I feel bad for Baby Driver. It was my favourite film of 2017 for only two measly weeks.
Dunkirk (2017) is a historical war thriller written and directed by Christopher Nolan. It stars an ensemble cast including Tom Hardy, Kenneth Branaugh, Mark Rylance, Fionn Whitehead, Cillian Murphy and more as the englishmen involved in the historical evacuation of Dunkirk.
The latest film from a director with a stellar track record (ironically aside from his last film Interstellar), Dunkirk represents a different approach for Nolan. Gone is the gritty noir and gripping sci-fi of his earlier works to be replaced with the hard and terrifying realities of war in a film that not only represents his maturation as a director but could also technically be seen as his best movie yet.
Dunkirk personifies exactly what a war movie should be. Brutally uncompromising and unforgiving in the best way possible, Nolan doesn’t glorify war but instead allows the audience to experience the stress and tension felt by the soldiers on that frozen beach. The movie never loses sight of the fact these are real events with legitimate stakes by personifying the characters as normal people struggling against the oppressive weight of the war crashing down on them. From the word go its an almost two hour ticking time bomb of tension and dread that almost never gives you the chance to take a breath.
This is also helped along by an incredibly potent Hans Zimmer score. Now a perpetual collaborator of Nolan, Zimmer is still working in his usual wheelhouse here but there’s enough new to distinguish from his previous work. Clever uses of a ticking background clock, blaring horns and epic strings never let up throughout the entire picture, reinforcing the film’s sense of creeping dread while also ensuring silence is a lost cause. It may arguably be one of Zimmer’s best ever scores and its impossible to imagine the movie without it.
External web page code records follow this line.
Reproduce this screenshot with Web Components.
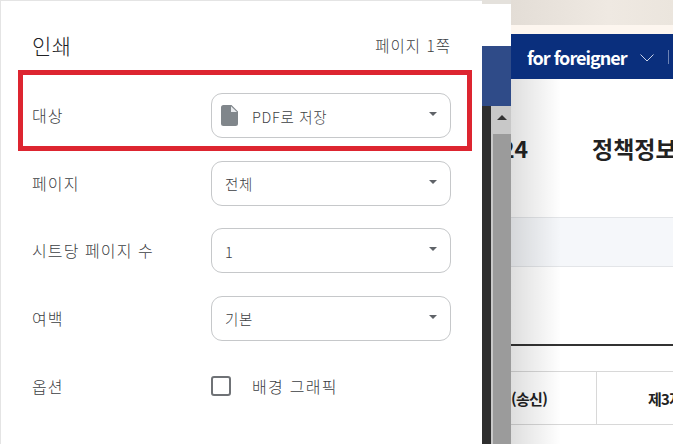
<!DOCTYPE html>
<html lang="ko">
<head>
<meta charset="utf-8">
<title>인쇄</title>
<style>
  html, body { margin: 0; height: 100%; overflow: hidden; background: #fff; }
  body { font-family: "Noto Sans CJK KR", "Noto Sans", sans-serif; }
</style>
</head>
<body>
<print-screen></print-screen>

<script>
// components/print-select.js
class PrintSelect extends HTMLElement {
  constructor() {
    super();
    this.attachShadow({ mode: 'open' });
  }

  connectedCallback() {
    const icon = this.hasAttribute('file-icon') ? `
      <svg class="file" width="17" height="21" viewBox="0 0 17 21">
        <path fill="#80868b" d="M2.5 0H10.500L17 6.500V18.500a2.500 2.500 0 0 1-2.500 2.500H2.500A2.500 2.500 0 0 1 0 18.500V2.500A2.500 2.500 0 0 1 2.500 0z"/>
        <path fill="#e8eaed" d="M10 1.200V7H16z"/>
      </svg>` : '';
    this.shadowRoot.innerHTML = `
      <style>
        :host {
          display: flex;
          align-items: center;
          box-sizing: border-box;
          width: 240px;
          height: 45px;
          padding: 0 13px;
          border: 1px solid #c6c8ca;
          border-radius: 11px;
          background: #fff;
          color: #3c4043;
          font-size: 14.500px;
          font-weight: 300;
        }
        .file { margin: 0 14px 0 -4px; }
        .value { flex: 1; padding-top: 1px; letter-spacing: .7px; }
        .arrow {
          width: 0;
          height: 0;
          margin: 0 0 3px;
          border: 4px solid transparent;
          border-top-color: #5f6368;
          border-bottom: 0;
        }
      </style>
      ${icon}
      <span class="value"><slot></slot></span>
      <span class="arrow"></span>
    `;
  }
}

// components/print-row.js
class PrintRow extends HTMLElement {
  constructor() {
    super();
    this.attachShadow({ mode: 'open' });
    this.shadowRoot.innerHTML = `
      <style>
        :host {
          display: grid;
          grid-template-columns: 179px 240px;
          align-items: center;
          color: #3c4043;
          font-size: 16px;
          font-weight: 300;
        }
        .label { letter-spacing: 1.1px; white-space: nowrap; padding-bottom: 1px; }
      </style>
      <span class="label"><slot name="label"></slot></span>
      <slot></slot>
    `;
  }
}

// components/print-check.js
class PrintCheck extends HTMLElement {
  constructor() {
    super();
    this.attachShadow({ mode: 'open' });
    this.shadowRoot.innerHTML = `
      <style>
        :host {
          display: flex;
          align-items: center;
          gap: 21px;
          color: #3c4043;
          font-size: 16px;
          font-weight: 300;
          letter-spacing: 1.3px;
        }
        .box {
          box-sizing: border-box;
          width: 20px;
          height: 20px;
          border: 2px solid #6f7276;
          border-radius: 3px;
        }
      </style>
      <span class="box"></span>
      <span><slot></slot></span>
    `;
  }
}

// components/print-dialog.js
class PrintDialog extends HTMLElement {
  constructor() {
    super();
    this.attachShadow({ mode: 'open' });
    this.shadowRoot.innerHTML = `
      <style>
        :host {
          display: block;
          box-sizing: border-box;
          height: 444px;
          padding: 1px 0 0 1px;
          background: #e4e4e4;
        }
        .sheet {
          box-sizing: border-box;
          height: 100%;
          padding: 0 31px;
          background: #fff;
        }
        header {
          display: flex;
          justify-content: space-between;
          align-items: center;
          height: 92px;
          padding-bottom: 5px;
          box-sizing: border-box;
          color: #202124;
        }
        h1 { margin: 0; font-size: 21px; font-weight: 300; letter-spacing: .4px; }
        .pages { font-size: 15.500px; font-weight: 300; color: #3c4043; letter-spacing: 1px; }
        .rows { display: flex; flex-direction: column; gap: 22.670px; }
      </style>
      <div class="sheet">
        <header>
          <h1>인쇄</h1>
          <span class="pages">페이지 1쪽</span>
        </header>
        <div class="rows">
          <slot></slot>
        </div>
      </div>
    `;
  }
}

// components/back-page.js  (site visible behind the dialog)
class BackPage extends HTMLElement {
  constructor() {
    super();
    this.attachShadow({ mode: 'open' });
    this.shadowRoot.innerHTML = `
      <style>
        :host {
          display: grid;
          grid-template-columns: 29px 1fr;
          height: 444px;
          overflow: hidden;
          background: #fff;
        }
        .strip { display: grid; grid-template-rows: 4px 42px 60px 1fr; }
        .strip .a { background: #e4e1dc; }
        .strip .b { background: #fff; }
        .strip .c { background: #2f4b88; }
        .strip .d { display: grid; grid-template-columns: 9px 1fr; }
        .dark { background: #2e2e2e; }
        .track { display: grid; grid-template-rows: 28px 1fr; background: #c8c8c8; padding-left: 1px; }
        .up { display: flex; justify-content: center; padding-top: 9px; box-sizing: border-box; }
        .up i { width: 0; height: 0; border: 5px solid transparent; border-bottom-color: #333; border-top: 0; }
        .thumb { background: #9b9b9b; margin-left: 1px; }

        .site { position: relative; overflow: hidden; color: #222; }
        .site::after {
          content: "";
          position: absolute;
          left: 0;
          top: 79px;
          bottom: 0;
          width: 50px;
          background: linear-gradient(90deg, rgba(0,0,0,.13), rgba(0,0,0,0));
        }
        .top { height: 25px; background: linear-gradient(90deg, #e3ddd6, #efe9e2 60%, #ebe5dd); }
        .cream { height: 9px; background: #fdf6ef; }
        nav {
          display: flex;
          align-items: center;
          height: 45px;
          padding-left: 16px;
          box-sizing: border-box;
          background: #0a2f7d;
          color: #fff;
          font-size: 18px;
          font-weight: 700;
          letter-spacing: -1px;
          white-space: nowrap;
        }
        nav svg { margin: 2px 0 0 13px; }
        nav .sep { width: 1px; height: 14px; margin-left: 14px; background: #6c83b5; }
        .title {
          display: flex;
          align-items: center;
          height: 138px;
          box-sizing: border-box;
          font-size: 23px;
          font-weight: 700;
          white-space: nowrap;
          color: #222;
        }
        .title .no { flex: 0 0 81px; text-indent: -10px; }
        .band { height: 50px; box-sizing: border-box; background: #f5f7fa; border: solid #e3e5e8; border-width: 1px 0; }
        .gap { height: 77px; }
        .rule { height: 2px; background: #333; }
        .gap2 { height: 25px; }
        .table {
          display: grid;
          grid-template-columns: 86px 1fr;
          height: 54px;
          box-sizing: border-box;
          border: solid #d8d8d8;
          border-width: 1px 0;
          font-size: 15px;
          font-weight: 700;
          letter-spacing: -.7px;
          white-space: nowrap;
        }
        .table span { display: flex; align-items: center; overflow: hidden; }
        .table span:first-child { border-right: 1px solid #d8d8d8; }
        .table span:last-child { padding-left: 51px; }
      </style>
      <div class="strip">
        <div class="a"></div>
        <div class="b"></div>
        <div class="c"></div>
        <div class="d">
          <div class="dark"></div>
          <div class="track">
            <div class="up"><i></i></div>
            <div class="thumb"></div>
          </div>
        </div>
      </div>
      <div class="site">
        <div class="top"></div>
        <div class="cream"></div>
        <nav>
          <span>for foreigner</span>
          <svg width="14" height="8" viewBox="0 0 14 8"><path d="M.5.500l6.500 6.500L13.500.500" fill="none" stroke="#c9d3e8" stroke-width="1"/></svg>
          <span class="sep"></span>
        </nav>
        <div class="title"><span class="no">24</span><span>정책정보</span></div>
        <div class="band"></div>
        <div class="gap"></div>
        <div class="rule"></div>
        <div class="gap2"></div>
        <div class="table"><span>(송신)</span><span>제3자</span></div>
      </div>
    `;
  }
}

// components/print-screen.js
class PrintScreen extends HTMLElement {
  constructor() {
    super();
    this.attachShadow({ mode: 'open' });
    this.shadowRoot.innerHTML = `
      <style>
        :host {
          display: grid;
          grid-template-columns: 482px 1fr;
          position: relative;
          width: 673px;
          height: 444px;
          overflow: hidden;
        }
        .options { margin-top: 10px; }
        /* annotation drawn over the screenshot */
        .mark {
          position: absolute;
          left: 18px;
          top: 70px;
          width: 454px;
          height: 81px;
          box-sizing: border-box;
          border: 5px solid #dd2530;
        }
      </style>
      <print-dialog>
        <print-row><span slot="label">대상</span><print-select file-icon>PDF로 저장</print-select></print-row>
        <print-row><span slot="label">페이지</span><print-select>전체</print-select></print-row>
        <print-row><span slot="label">시트당 페이지 수</span><print-select>1</print-select></print-row>
        <print-row><span slot="label">여백</span><print-select>기본</print-select></print-row>
        <print-row class="options"><span slot="label">옵션</span><print-check>배경 그래픽</print-check></print-row>
      </print-dialog>
      <back-page></back-page>
      <div class="mark"></div>
    `;
  }
}

customElements.define('print-select', PrintSelect);
customElements.define('print-row', PrintRow);
customElements.define('print-check', PrintCheck);
customElements.define('print-dialog', PrintDialog);
customElements.define('back-page', BackPage);
customElements.define('print-screen', PrintScreen);
</script>
</body>
</html>
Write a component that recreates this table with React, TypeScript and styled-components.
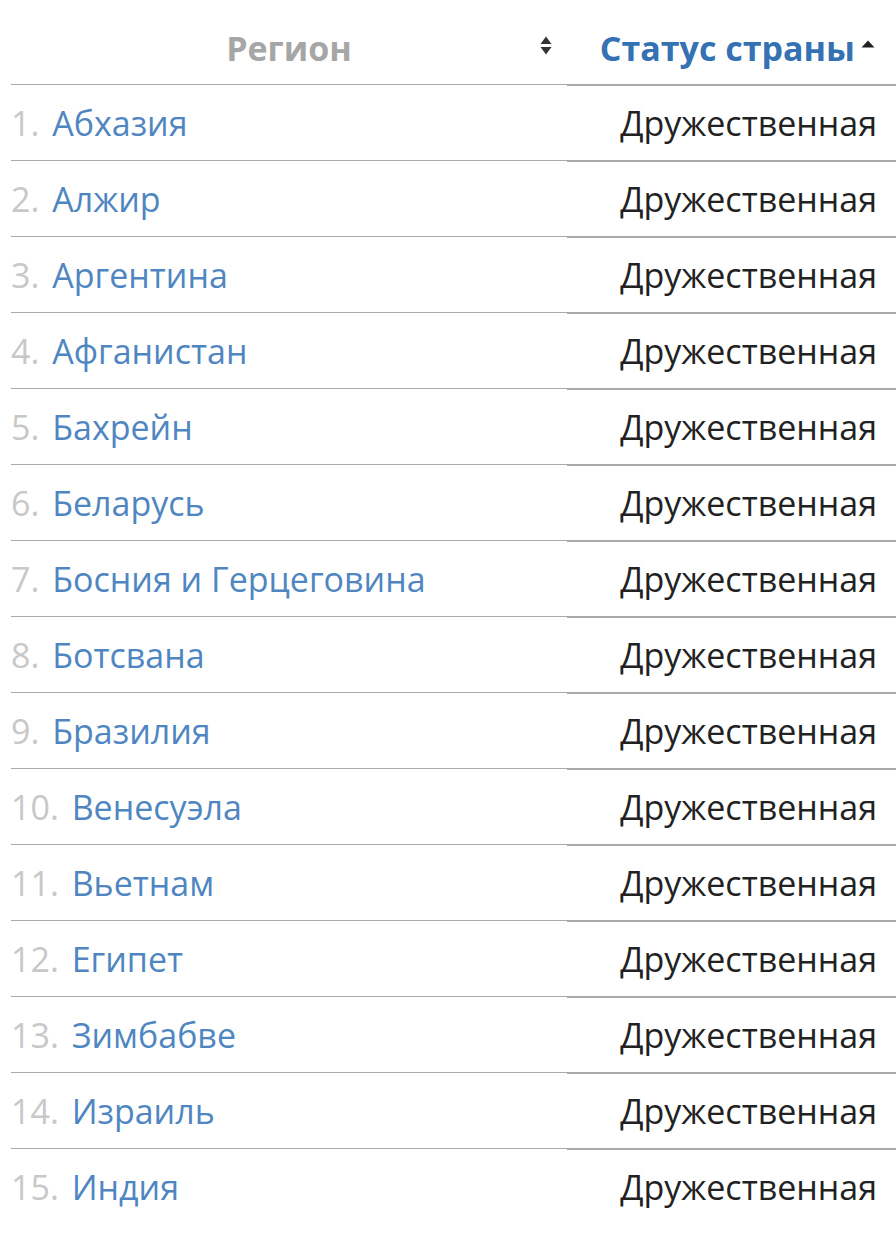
import styled, { createGlobalStyle } from "styled-components";

const GlobalStyles = createGlobalStyle`
  html, body {
    margin: 0;
    background: #fff;
    font-family: "Open Sans", "DejaVu Sans", sans-serif;
  }
  *, *:before, *:after {
    box-sizing: border-box;
  }
`;

const countries = [
  "Абхазия",
  "Алжир",
  "Аргентина",
  "Афганистан",
  "Бахрейн",
  "Беларусь",
  "Босния и Герцеговина",
  "Ботсвана",
  "Бразилия",
  "Венесуэла",
  "Вьетнам",
  "Египет",
  "Зимбабве",
  "Израиль",
  "Индия",
];

function App() {
  return (
    <Table>
      <GlobalStyles />
      <HeadCell>
        <span />
        <HeadTitle>Регион</HeadTitle>
        <SortBoth>
          <svg width="12" height="19" viewBox="0 0 12 19">
            <path d="M6 0.5 L11.5 8 L0.5 8 Z" fill="#333" />
            <path d="M6 18.5 L11.5 11 L0.5 11 Z" fill="#333" />
          </svg>
        </SortBoth>
      </HeadCell>
      <HeadCell $active>
        <HeadTitle $active>Статус страны</HeadTitle>
        <SortUp>
          <svg width="14" height="8" viewBox="0 0 14 8">
            <path d="M7 0.5 L13.5 7.5 L0.5 7.5 Z" fill="#222" />
          </svg>
        </SortUp>
      </HeadCell>
      {countries.map((name, i) => (
        <Row key={name} $last={i === countries.length - 1}>
          <NameCell>
            <Num>{i + 1}. </Num>
            <Link href="#">{name}</Link>
          </NameCell>
          <StatusCell>Дружественная</StatusCell>
        </Row>
      ))}
    </Table>
  );
}

export default App;

const Table = styled.div`
  display: grid;
  grid-template-columns: 556px 1fr;
  margin-left: 11px;
  width: 885px;
  font-size: 34px;
`;

const HeadCell = styled.div<{ $active?: boolean }>`
  height: 85px;
  padding-top: 12px;
  border-bottom: 1px solid #aaa;
  box-shadow: ${(p) => (p.$active ? "0 1px 0 #aaa" : "none")};
  display: ${(p) => (p.$active ? "flex" : "grid")};
  grid-template-columns: 1fr auto 1fr;
  justify-content: flex-end;
  align-items: center;
  padding-right: ${(p) => (p.$active ? "21px" : "0")};
`;

const HeadTitle = styled.span<{ $active?: boolean }>`
  font-weight: 700;
  color: ${(p) => (p.$active ? "#3572b4" : "#a6a6a6")};
`;

const SortBoth = styled.span`
  justify-self: end;
  margin-right: 15px;
  display: flex;
  margin-top: -6px;
`;

const SortUp = styled.span`
  display: flex;
  margin-left: 6px;
  margin-top: -8px;
`;

const Row = styled.div<{ $last?: boolean }>`
  display: contents;

  & > div {
    height: 76px;
    border-bottom: ${(p) => (p.$last ? "none" : "1px solid #aaa")};
  }
  & > div:last-child {
    box-shadow: ${(p) => (p.$last ? "none" : "0 1px 0 #aaa")};
  }
`;

const NameCell = styled.div`
  display: flex;
  align-items: center;
  white-space: pre;
`;

const Num = styled.span`
  color: #c8c8c8;
`;

const Link = styled.a`
  margin-left: 4px;
  color: #4f86c1;
  text-decoration: none;
`;

const StatusCell = styled.div`
  display: flex;
  align-items: center;
  justify-content: flex-end;
  padding-right: 19px;
  color: #222;
`;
Not only that, but Dunkirk is visually driven in a way none of Nolan’s other films are. While movies like Inception and The Prestige rely heavily on dialogue, Nolan takes the complete opposite approach in Dunkirk by allowing the visuals to speak for themselves. And their voice is deafening. Especially in the format Nolan intended, 70mm in IMAX (which is an absolute must if its available), the film says so much with so little and manages to convey so may interweaving plots and ideas with minimal dialogue. It also helps that the visuals are as staggeringly beautiful. Filled with bleak, desolate imagery that constantly contrast the three battlegrounds of sea, land and air, Dunkirk‘s cinematography is as relentless and powerful as the movie itself.
The ensemble cast is also exceptional, even if they are all insignificant next to the scope of the film. Nolan spends little to no time on characterisation, letting their roles and decisions speak for themselves in a move that keeps the pace up but limits the actor’s ability to capture attention. Mark Rylance, Cillian Murphy and Fionn Whitehead are allowed to flex their acting muscles on a number of occasions, but others like Hardy and Branaugh fade into the background of the spectacle which isn’t inherently a criticism as it is an observation that Nolan’s direction is the real star of the film. He prefers the characters acting as threads in a much larger tapestry of drama rather than being the centrepiece. And honestly, especially if you’re intent on portraying the events in the most effective way possible, I think that’s the right decision.
The one element that’s going to frustrate some audience members however is that the events on screen can be somewhat convoluted to follow. In classic Nolan fashion he interweaves three different timelines together and its often unclear on the first viewing where those intersections occur. While that does add to the chaos and dread seen on screen, it does mean the film’s going to take several viewings for a proper timeline to present itself. And that’s going to be frustrating for some – even if its barely an inconvenience for more focused viewers.
I don’t want to make too early a call considering how fresh this movie currently is, but Dunkirk may be seen in several years as a modern war classic. This is Nolan at the height of his powers, a master of his craft, vividly depicting a true story with the utmost care. Tense, brutal and unrelenting Dunkirk is not for the faint of heart, but for everyone else this is an experience unlike any other and one that must be seen on the big screen.